Problem to work on> Can you write out every line from the start of the records below through the line containing "import React from", leaving out any pictures?

Raw records>
########################################

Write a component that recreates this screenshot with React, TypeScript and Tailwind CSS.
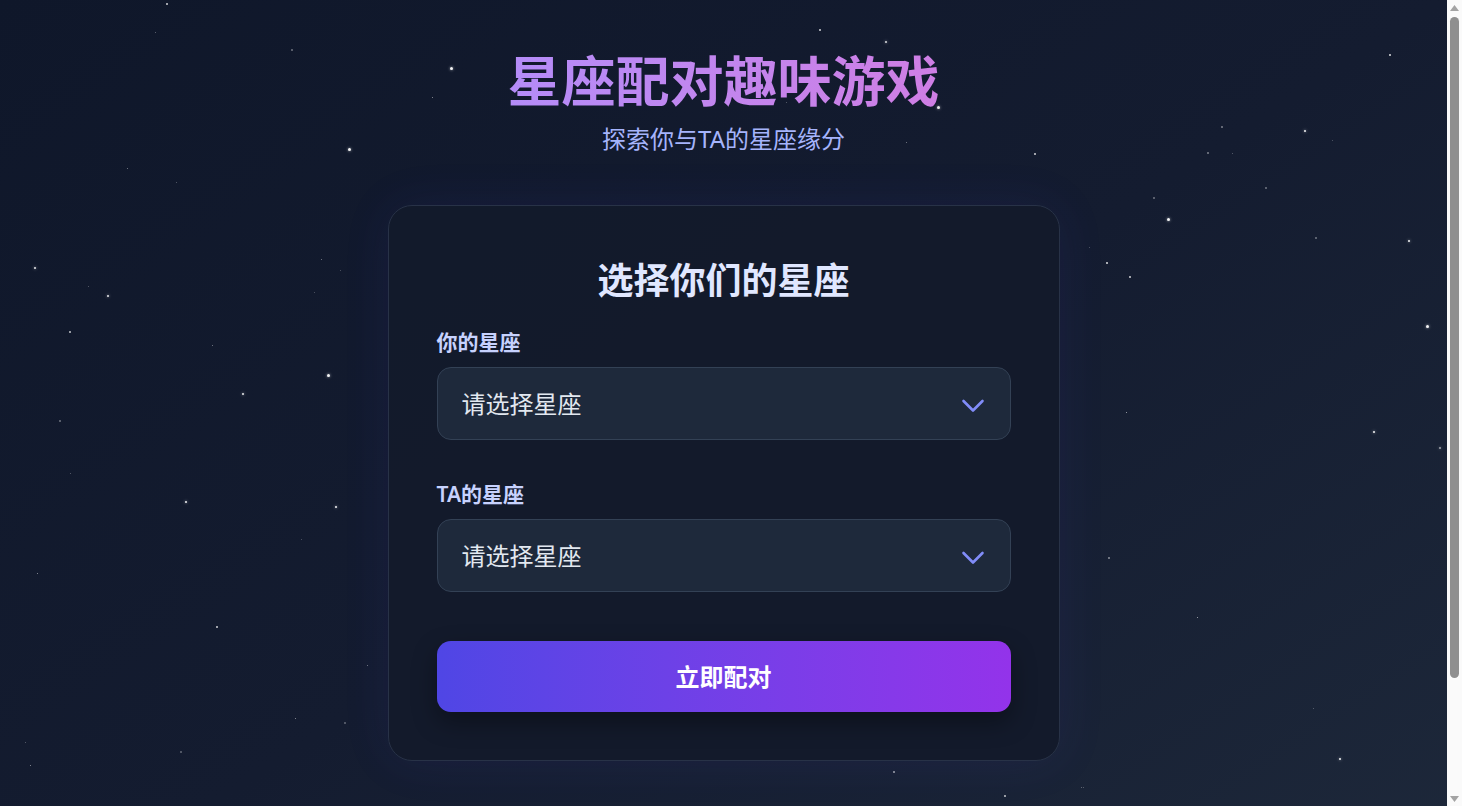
import React from "react";

type Star = [number, number, number, number];
// x, y, size, opacity
const stars: Star[] = [
  [167, 4, 2, 0.8], [155, 32, 1, 0.4], [292, 50, 2, 0.4], [349, 149, 3, 0.95], [127, 168, 1, 0.5],
  [176, 182, 1, 0.35], [35, 268, 2.5, 0.9], [88, 286, 1, 0.35], [108, 296, 2.5, 0.9], [70, 332, 2, 0.75],
  [321, 259, 1, 0.5], [340, 270, 1, 0.3], [314, 292, 1, 0.3], [212, 345, 1, 0.5], [328, 375, 3, 0.95],
  [243, 394, 2.5, 0.9], [60, 421, 2, 0.4], [70, 473, 1, 0.35], [186, 502, 2.5, 0.95], [336, 507, 2.5, 0.95],
  [301, 539, 1, 0.3], [37, 573, 1, 0.6], [217, 627, 2, 0.8], [367, 665, 1, 0.5], [295, 718, 1, 0.6],
  [345, 723, 2, 0.35], [25, 742, 1, 0.35], [181, 752, 2, 0.35], [30, 765, 1, 0.6],
  [451, 68, 3, 0.95], [432, 97, 1, 0.6], [820, 30, 2, 0.8], [886, 42, 2.5, 0.85], [938, 107, 3, 0.9],
  [786, 102, 1, 0.35], [906, 142, 1, 0.5], [1035, 154, 2, 0.8], [894, 772, 2, 0.6], [1005, 796, 2, 0.75],
  [1081, 787, 1, 0.4],
  [1390, 55, 2, 0.85], [1222, 127, 1.5, 0.45], [1305, 131, 2.5, 0.95], [1332, 140, 1, 0.3], [1208, 153, 1.5, 0.45],
  [1232, 153, 1, 0.35], [1266, 188, 2, 0.4], [1154, 198, 2, 0.4], [1168, 219, 3, 0.95], [1316, 238, 2, 0.4],
  [1089, 247, 1, 0.3], [1107, 263, 2, 0.85], [1130, 277, 1.5, 0.8], [1409, 241, 2.5, 0.95], [1427, 326, 3, 0.95],
  [1126, 412, 1, 0.7], [1374, 432, 2.5, 0.95], [1440, 448, 2.5, 0.6], [1109, 558, 2, 0.5], [1197, 617, 1, 0.7],
  [1313, 708, 1, 0.35], [1340, 759, 2.5, 0.95], [1083, 787, 1, 0.35],
];

function Chevron() {
  return (
    <svg width="24" height="14" viewBox="0 0 24 14" fill="none" className="absolute right-[25px] top-1/2 -translate-y-[calc(50%-2px)] pointer-events-none">
      <polyline points="2.5,2 12,11.5 21.5,2" stroke="#818cf8" strokeWidth="2.6" strokeLinecap="round" strokeLinejoin="round" />
    </svg>
  );
}

function SelectBox() {
  return (
    <div className="relative h-[73px] w-full rounded-[14px] border border-[#334155] bg-[#1e293b] flex items-center pl-[24px]">
      <span className="text-[24px] text-[#e2e8f0] leading-none">请选择星座</span>
      <Chevron />
    </div>
  );
}

function ScrollStrip() {
  return (
    <div className="flex h-screen w-[15px] shrink-0 flex-col items-center bg-[#fafafa]">
      <svg width="9" height="6" viewBox="0 0 9 6" className="mt-[5px]">
        <polygon points="4.5,0 9,6 0,6" fill="#a3a3a3" />
      </svg>
      <div className="mt-[6px] h-[661px] w-[9px] rounded-full bg-[#8f8f8f]" />
      <div className="flex-1" />
      <svg width="9" height="6" viewBox="0 0 9 6" className="mb-[4px]">
        <polygon points="0,0 9,0 4.5,6" fill="#a3a3a3" />
      </svg>
    </div>
  );
}

export default function App() {
  return (
    <div className="flex h-screen w-full overflow-hidden" style={{ fontFamily: '"Noto Sans", "Noto Sans CJK SC", sans-serif' }}>
      <main className="relative h-screen flex-1 overflow-hidden">
        <div className="relative min-h-[944px] w-full bg-gradient-to-br from-[#0f172a] via-[#141c30] to-[#1e293b]">
          <div className="absolute inset-0 pointer-events-none">
            {stars.map(([x, y, s, o], i) => (
              <span
                key={i}
                className="absolute rounded-full bg-white"
                style={{
                  left: x - s / 2,
                  top: y - s / 2,
                  width: s,
                  height: s,
                  opacity: o,
                  boxShadow: s >= 2.5 ? "0 0 3px rgba(255,255,255,0.7)" : undefined,
                }}
              />
            ))}
          </div>

          <div className="relative flex flex-col items-center pt-[48px] pb-[183px]">
            <h1 className="text-[54px] leading-[67px] font-bold bg-gradient-to-r from-[#b48cf8] to-[#cf7ee4] bg-clip-text text-transparent">
              星座配对趣味游戏
            </h1>
            <p className="mt-[6px] text-[24px] leading-[36px] text-[#a5b4fc]">探索你与TA的星座缘分</p>

            <div className="mt-[48px] w-[672px] rounded-[24px] border border-[#283247] bg-[#131a2b]/95 p-12 shadow-[0_0_50px_rgba(79,70,229,0.09)]">
              <h2 className="text-center text-[36px] leading-[54px] font-bold text-[#e0e7ff] mb-[19px]">选择你们的星座</h2>

              <label className="block text-[21px] leading-[30px] font-semibold text-[#c7d2fe] mb-[10px]">你的星座</label>
              <SelectBox />

              <label className="block mt-[39px] text-[21px] leading-[30px] font-semibold text-[#c7d2fe] mb-[10px]">TA的星座</label>
              <SelectBox />

              <button className="mt-[49px] h-[71px] w-full rounded-[14px] bg-gradient-to-r from-[#4f46e5] to-[#9333ea] text-white text-[24px] font-bold shadow-[0_10px_25px_rgba(0,0,0,0.35)]">
                立即配对
              </button>
            </div>
          </div>
        </div>
      </main>
      <ScrollStrip />
    </div>
  );
}
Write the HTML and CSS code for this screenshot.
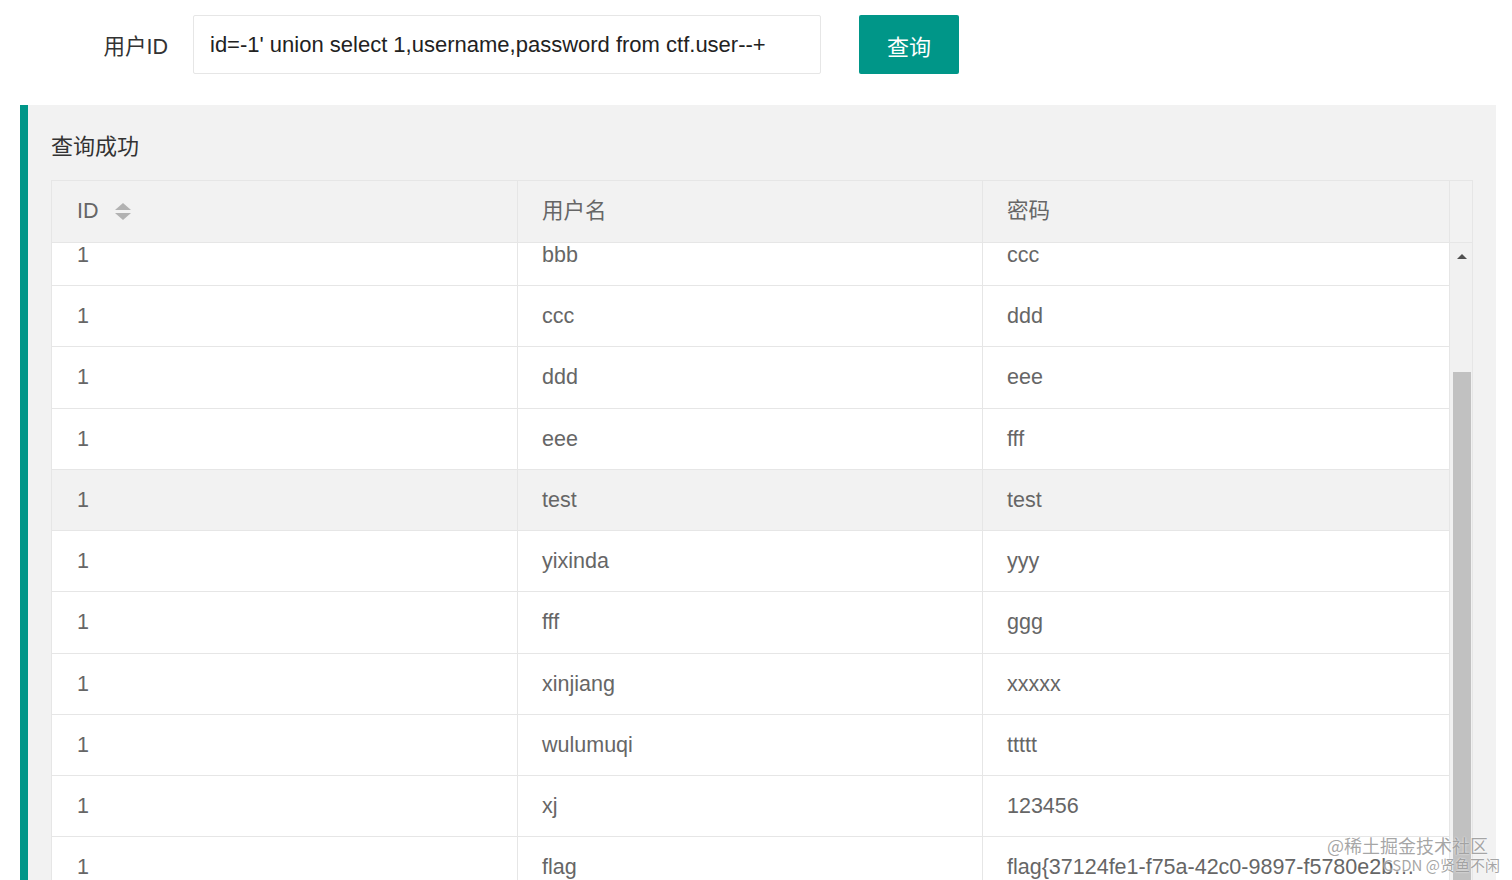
FILE: index.html
```html
<!DOCTYPE html>
<html lang="zh-CN">
<head>
<meta charset="utf-8">
<title>查询</title>
<link rel="stylesheet" href="styles.css">
</head>
<body>
<div class="form">
  <label class="label">用户ID</label>
  <div class="input">id=-1' union select 1,username,password from ctf.user--+</div>
  <button class="btn">查询</button>
</div>
<div class="panel">
  <div class="title">查询成功</div>
  <div class="table">
    <div class="thead">
      <div class="th">ID <span class="sort"><i class="up"></i><i class="down"></i></span></div>
      <div class="th">用户名</div>
      <div class="th">密码</div>
      <div class="th gutter"></div>
    </div>
    <div class="tbody">
      <div class="rows">
        <div class="tr first"><div class="td">1</div><div class="td">bbb</div><div class="td">ccc</div></div>
        <div class="tr"><div class="td">1</div><div class="td">ccc</div><div class="td">ddd</div></div>
        <div class="tr"><div class="td">1</div><div class="td">ddd</div><div class="td">eee</div></div>
        <div class="tr"><div class="td">1</div><div class="td">eee</div><div class="td">fff</div></div>
        <div class="tr hover"><div class="td">1</div><div class="td">test</div><div class="td">test</div></div>
        <div class="tr"><div class="td">1</div><div class="td">yixinda</div><div class="td">yyy</div></div>
        <div class="tr"><div class="td">1</div><div class="td">fff</div><div class="td">ggg</div></div>
        <div class="tr"><div class="td">1</div><div class="td">xinjiang</div><div class="td">xxxxx</div></div>
        <div class="tr"><div class="td">1</div><div class="td">wulumuqi</div><div class="td">ttttt</div></div>
        <div class="tr"><div class="td">1</div><div class="td">xj</div><div class="td">123456</div></div>
        <div class="tr"><div class="td">1</div><div class="td">flag</div><div class="td">flag{37124fe1-f75a-42c0-9897-f5780e2b4c1d}</div></div>
      </div>
      <div class="scrollbar">
        <div class="arrow"><i></i></div>
        <div class="track"><div class="thumb"></div></div>
      </div>
    </div>
  </div>
</div>
<div class="watermark">
  <div class="wm1">@稀土掘金技术社区</div>
  <div class="wm2">CSDN @贤鱼不闲</div>
</div>
</body>
</html>
```
FILE: styles.css
```css
html, body {
  margin: 0;
  padding: 0;
  background: #fff;
  font-family: "Liberation Sans", Arial, "Noto Sans CJK SC", sans-serif;
  overflow: hidden;
  height: 880px;
}
.form {
  display: flex;
  align-items: center;
  padding-top: 15px;
  height: 59px;
}
.label {
  width: 168px;
  text-align: right;
  font-size: 21.5px;
  color: #333;
  margin-right: 25px;
}
.input {
  box-sizing: border-box;
  width: 628px;
  height: 59px;
  border: 1px solid #e6e6e6;
  border-radius: 2px;
  padding-left: 16px;
  font-size: 22px;
  line-height: 57px;
  color: #222;
  margin-right: 38px;
}
.btn {
  width: 100px;
  height: 59px;
  border: 0;
  border-radius: 2px;
  background: #009688;
  color: #fff;
  font-family: "Liberation Sans", "Noto Sans CJK SC", sans-serif;
  font-size: 22px;
  padding: 0;
}
.panel {
  margin: 31px 16px 0 20px;
  border-left: 8px solid #009688;
  background: #f2f2f2;
  padding: 27px 23px 0 23px;
  height: 800px;
}
.title {
  font-size: 22px;
  line-height: 30px;
  color: #333;
  margin-bottom: 18px;
}
.table {
  border: 1px solid #e6e6e6;
  border-bottom: 0;
  background: #fff;
}
.thead {
  display: grid;
  grid-template-columns: 465px 465px 1fr 23px;
  background: #f2f2f2;
  height: 61px;
  border-bottom: 1px solid #e6e6e6;
}
.th {
  font-size: 21.5px;
  color: #666;
  line-height: 61px;
  padding-left: 24px;
  border-left: 1px solid #e6e6e6;
  display: flex;
  align-items: center;
}
.th:first-child { border-left: 0; padding-left: 25px; }
.th.gutter { padding: 0; }
.sort {
  display: inline-flex;
  flex-direction: column;
  gap: 3px;
  margin-left: 16px;
}
.sort i {
  width: 0;
  height: 0;
  border-left: 8px solid transparent;
  border-right: 8px solid transparent;
}
.sort .up { border-bottom: 7px solid #b2b2b2; }
.sort .down { border-top: 7px solid #b2b2b2; }
.tbody {
  display: flex;
  height: 640px;
  overflow: hidden;
}
.rows {
  flex: 1;
  min-width: 0;
}
.tr {
  display: grid;
  grid-template-columns: 465px 465px 1fr;
  height: 60.25px;
  border-bottom: 1px solid #e6e6e6;
  background: #fff;
}
.tr.first { margin-top: -18.25px; }
.tr.hover { background: #f2f2f2; }
.td {
  font-size: 21.5px;
  color: #666;
  line-height: 60px;
  padding: 0 25px 0 24px;
  border-left: 1px solid #e6e6e6;
  white-space: nowrap;
  overflow: hidden;
  text-overflow: ellipsis;
}
.td:first-child { border-left: 0; padding-left: 25px; }
.scrollbar {
  width: 23px;
  border-left: 1px solid #e6e6e6;
  box-sizing: border-box;
  background: #f1f1f1;
  display: flex;
  flex-direction: column;
}
.arrow {
  flex: 0 0 26px;
  display: flex;
  justify-content: center;
  align-items: center;
  background: #f1f1f1;
}
.arrow i {
  width: 0;
  height: 0;
  border-left: 5px solid transparent;
  border-right: 5px solid transparent;
  border-bottom: 5px solid #505050;
  margin-left: 2px;
}
.track {
  flex: 1;
  padding-top: 103px;
}
.thumb {
  width: 18px;
  margin-left: 3px;
  height: 520px;
  background: #c1c1c1;
}
.watermark {
  position: absolute;
  right: 12px;
  bottom: 6px;
  text-align: right;
  font-family: "Noto Sans CJK SC", sans-serif;
  color: rgba(150, 150, 150, 0.85);
  text-shadow: 0 0 2px #fff;
}
.wm1 {
  font-size: 18px;
  line-height: 22px;
  margin-right: 12px;
}
.wm2 {
  font-size: 15px;
  line-height: 18px;
}
```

########################################

Answer to this exercise>
Write a component that recreates this screenshot with React, TypeScript and Tailwind CSS.
import React from "react";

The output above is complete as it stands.